--- Supplied material ---
= = = = =

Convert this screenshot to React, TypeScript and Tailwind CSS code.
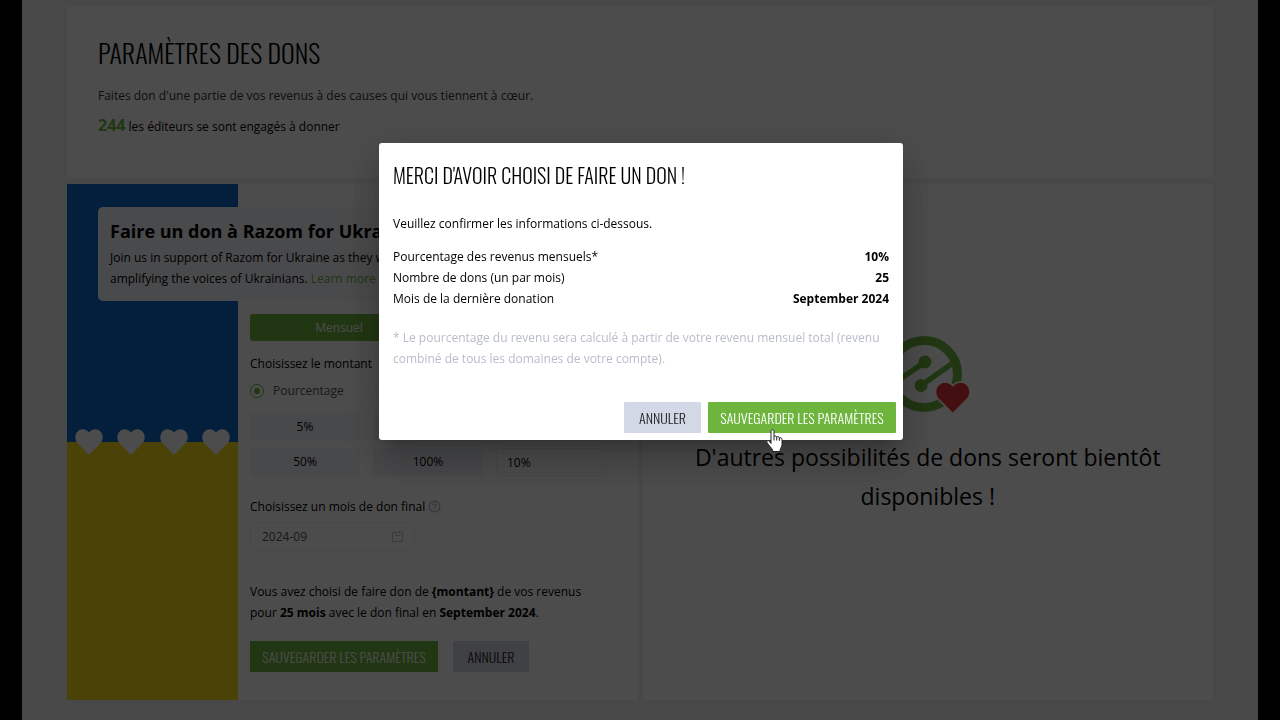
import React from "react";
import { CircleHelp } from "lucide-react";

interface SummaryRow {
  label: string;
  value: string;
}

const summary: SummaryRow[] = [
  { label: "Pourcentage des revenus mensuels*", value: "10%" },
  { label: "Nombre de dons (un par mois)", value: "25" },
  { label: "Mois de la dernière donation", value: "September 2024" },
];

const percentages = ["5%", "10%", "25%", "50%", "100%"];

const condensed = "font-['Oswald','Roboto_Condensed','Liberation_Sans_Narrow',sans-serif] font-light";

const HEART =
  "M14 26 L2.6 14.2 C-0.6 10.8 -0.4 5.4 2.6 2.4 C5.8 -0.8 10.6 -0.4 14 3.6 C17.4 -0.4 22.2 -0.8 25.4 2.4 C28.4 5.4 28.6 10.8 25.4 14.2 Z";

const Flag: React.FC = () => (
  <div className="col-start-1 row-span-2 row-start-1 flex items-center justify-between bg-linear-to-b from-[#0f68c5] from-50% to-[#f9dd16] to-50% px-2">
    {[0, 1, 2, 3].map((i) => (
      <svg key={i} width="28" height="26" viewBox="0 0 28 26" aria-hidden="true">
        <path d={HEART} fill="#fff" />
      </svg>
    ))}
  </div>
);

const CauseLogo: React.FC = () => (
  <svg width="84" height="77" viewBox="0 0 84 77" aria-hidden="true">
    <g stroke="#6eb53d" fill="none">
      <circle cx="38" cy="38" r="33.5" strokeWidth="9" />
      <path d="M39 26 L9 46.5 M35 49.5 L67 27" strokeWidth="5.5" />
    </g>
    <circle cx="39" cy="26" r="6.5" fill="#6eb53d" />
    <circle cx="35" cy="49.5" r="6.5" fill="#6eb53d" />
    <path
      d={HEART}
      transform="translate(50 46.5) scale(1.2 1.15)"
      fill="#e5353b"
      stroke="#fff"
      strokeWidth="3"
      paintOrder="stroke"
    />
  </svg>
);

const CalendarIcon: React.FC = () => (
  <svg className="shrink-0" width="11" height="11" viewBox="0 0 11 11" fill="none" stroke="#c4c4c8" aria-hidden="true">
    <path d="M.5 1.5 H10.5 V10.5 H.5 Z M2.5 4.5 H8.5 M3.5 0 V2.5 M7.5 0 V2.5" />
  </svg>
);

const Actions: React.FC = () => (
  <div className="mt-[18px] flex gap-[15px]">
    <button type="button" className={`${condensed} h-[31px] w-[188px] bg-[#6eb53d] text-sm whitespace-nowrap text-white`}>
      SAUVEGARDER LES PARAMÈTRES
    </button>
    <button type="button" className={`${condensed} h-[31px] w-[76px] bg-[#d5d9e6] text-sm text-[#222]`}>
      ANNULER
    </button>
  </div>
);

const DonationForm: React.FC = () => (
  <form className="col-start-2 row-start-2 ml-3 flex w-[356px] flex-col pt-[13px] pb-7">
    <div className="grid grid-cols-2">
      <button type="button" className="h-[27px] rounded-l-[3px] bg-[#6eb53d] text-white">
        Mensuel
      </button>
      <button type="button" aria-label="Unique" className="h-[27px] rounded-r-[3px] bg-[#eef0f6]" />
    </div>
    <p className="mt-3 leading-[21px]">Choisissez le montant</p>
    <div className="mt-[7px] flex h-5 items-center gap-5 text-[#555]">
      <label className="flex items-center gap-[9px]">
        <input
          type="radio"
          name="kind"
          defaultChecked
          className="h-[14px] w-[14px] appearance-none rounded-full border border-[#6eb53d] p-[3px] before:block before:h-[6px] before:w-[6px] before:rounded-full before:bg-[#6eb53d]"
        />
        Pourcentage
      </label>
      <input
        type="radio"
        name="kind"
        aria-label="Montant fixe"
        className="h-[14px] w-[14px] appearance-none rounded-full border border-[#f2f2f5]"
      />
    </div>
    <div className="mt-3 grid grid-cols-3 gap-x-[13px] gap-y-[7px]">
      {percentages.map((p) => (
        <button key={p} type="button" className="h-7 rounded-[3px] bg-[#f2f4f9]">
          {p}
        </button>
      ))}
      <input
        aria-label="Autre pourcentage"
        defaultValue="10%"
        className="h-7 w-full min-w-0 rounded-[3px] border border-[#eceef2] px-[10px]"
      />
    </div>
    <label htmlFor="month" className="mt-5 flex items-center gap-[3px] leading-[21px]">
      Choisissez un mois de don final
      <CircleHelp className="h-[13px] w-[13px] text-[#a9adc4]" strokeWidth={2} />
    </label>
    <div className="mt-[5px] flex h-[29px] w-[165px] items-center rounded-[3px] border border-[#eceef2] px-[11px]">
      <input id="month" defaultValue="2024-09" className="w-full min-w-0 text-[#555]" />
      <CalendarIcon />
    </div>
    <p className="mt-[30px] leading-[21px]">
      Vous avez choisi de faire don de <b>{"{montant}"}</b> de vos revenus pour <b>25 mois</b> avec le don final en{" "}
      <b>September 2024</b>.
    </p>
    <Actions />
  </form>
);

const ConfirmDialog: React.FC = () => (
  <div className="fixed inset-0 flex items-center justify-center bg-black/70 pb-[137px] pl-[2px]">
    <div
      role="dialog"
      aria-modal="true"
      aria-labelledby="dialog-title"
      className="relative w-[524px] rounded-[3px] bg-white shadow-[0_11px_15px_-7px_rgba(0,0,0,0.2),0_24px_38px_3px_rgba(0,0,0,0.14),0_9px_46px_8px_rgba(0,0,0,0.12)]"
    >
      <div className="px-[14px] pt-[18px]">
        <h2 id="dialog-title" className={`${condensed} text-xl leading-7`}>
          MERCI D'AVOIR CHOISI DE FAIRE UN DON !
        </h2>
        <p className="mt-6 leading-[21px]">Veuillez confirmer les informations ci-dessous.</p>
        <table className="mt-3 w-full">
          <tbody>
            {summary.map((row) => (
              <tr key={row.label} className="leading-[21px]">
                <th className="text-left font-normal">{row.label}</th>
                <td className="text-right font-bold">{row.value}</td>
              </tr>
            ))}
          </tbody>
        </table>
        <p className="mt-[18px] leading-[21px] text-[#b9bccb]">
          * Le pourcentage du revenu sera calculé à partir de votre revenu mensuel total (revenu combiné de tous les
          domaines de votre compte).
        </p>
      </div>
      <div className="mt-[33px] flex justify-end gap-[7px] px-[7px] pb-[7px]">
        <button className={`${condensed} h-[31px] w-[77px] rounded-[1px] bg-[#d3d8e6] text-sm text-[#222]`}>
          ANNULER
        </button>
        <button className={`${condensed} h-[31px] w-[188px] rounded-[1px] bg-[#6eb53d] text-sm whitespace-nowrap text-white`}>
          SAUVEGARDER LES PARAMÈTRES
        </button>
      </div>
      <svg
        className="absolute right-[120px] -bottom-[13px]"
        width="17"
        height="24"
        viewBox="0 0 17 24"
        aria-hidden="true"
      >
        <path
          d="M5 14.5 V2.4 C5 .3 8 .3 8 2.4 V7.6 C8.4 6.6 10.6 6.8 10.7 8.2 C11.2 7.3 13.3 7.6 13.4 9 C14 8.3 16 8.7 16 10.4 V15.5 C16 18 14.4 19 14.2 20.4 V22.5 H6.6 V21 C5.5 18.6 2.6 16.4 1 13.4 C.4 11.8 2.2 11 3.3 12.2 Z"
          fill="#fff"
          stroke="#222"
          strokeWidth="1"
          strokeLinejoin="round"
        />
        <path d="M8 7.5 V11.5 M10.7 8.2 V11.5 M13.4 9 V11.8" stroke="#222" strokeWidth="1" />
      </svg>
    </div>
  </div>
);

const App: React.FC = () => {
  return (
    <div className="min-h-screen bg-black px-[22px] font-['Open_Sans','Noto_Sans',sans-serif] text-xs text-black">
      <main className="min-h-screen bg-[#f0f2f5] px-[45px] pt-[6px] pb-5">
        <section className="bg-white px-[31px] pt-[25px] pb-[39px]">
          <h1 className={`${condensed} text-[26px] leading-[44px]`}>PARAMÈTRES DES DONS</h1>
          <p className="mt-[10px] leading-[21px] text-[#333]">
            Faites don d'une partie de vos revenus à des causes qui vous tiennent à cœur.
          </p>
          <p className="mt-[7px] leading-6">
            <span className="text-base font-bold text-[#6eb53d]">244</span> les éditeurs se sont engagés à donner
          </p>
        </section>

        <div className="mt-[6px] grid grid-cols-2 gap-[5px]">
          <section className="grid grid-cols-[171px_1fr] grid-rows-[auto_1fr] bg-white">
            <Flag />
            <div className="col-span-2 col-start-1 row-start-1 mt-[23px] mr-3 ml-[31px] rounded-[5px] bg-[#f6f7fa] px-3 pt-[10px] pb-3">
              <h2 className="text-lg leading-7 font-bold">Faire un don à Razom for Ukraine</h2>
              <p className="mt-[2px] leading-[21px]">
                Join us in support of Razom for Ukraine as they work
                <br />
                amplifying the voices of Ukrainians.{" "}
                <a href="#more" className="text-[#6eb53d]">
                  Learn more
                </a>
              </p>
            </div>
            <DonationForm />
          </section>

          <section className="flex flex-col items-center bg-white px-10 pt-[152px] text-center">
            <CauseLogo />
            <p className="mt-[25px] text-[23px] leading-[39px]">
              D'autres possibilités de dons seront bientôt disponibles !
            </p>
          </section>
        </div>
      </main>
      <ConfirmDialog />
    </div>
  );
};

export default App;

= = = = =

--- Task brief ---
Give back exactly the lines from the first line of the data through the line with "26 L2.6 14.2", pictures excluded.

--- Solution to the exercise ---
Convert this screenshot to React, TypeScript and Tailwind CSS code.
import React from "react";
import { CircleHelp } from "lucide-react";

interface SummaryRow {
  label: string;
  value: string;
}

const summary: SummaryRow[] = [
  { label: "Pourcentage des revenus mensuels*", value: "10%" },
  { label: "Nombre de dons (un par mois)", value: "25" },
  { label: "Mois de la dernière donation", value: "September 2024" },
];

const percentages = ["5%", "10%", "25%", "50%", "100%"];

const condensed = "font-['Oswald','Roboto_Condensed','Liberation_Sans_Narrow',sans-serif] font-light";

const HEART =
  "M14 26 L2.6 14.2 C-0.6 10.8 -0.4 5.4 2.6 2.4 C5.8 -0.8 10.6 -0.4 14 3.6 C17.4 -0.4 22.2 -0.8 25.4 2.4 C28.4 5.4 28.6 10.8 25.4 14.2 Z";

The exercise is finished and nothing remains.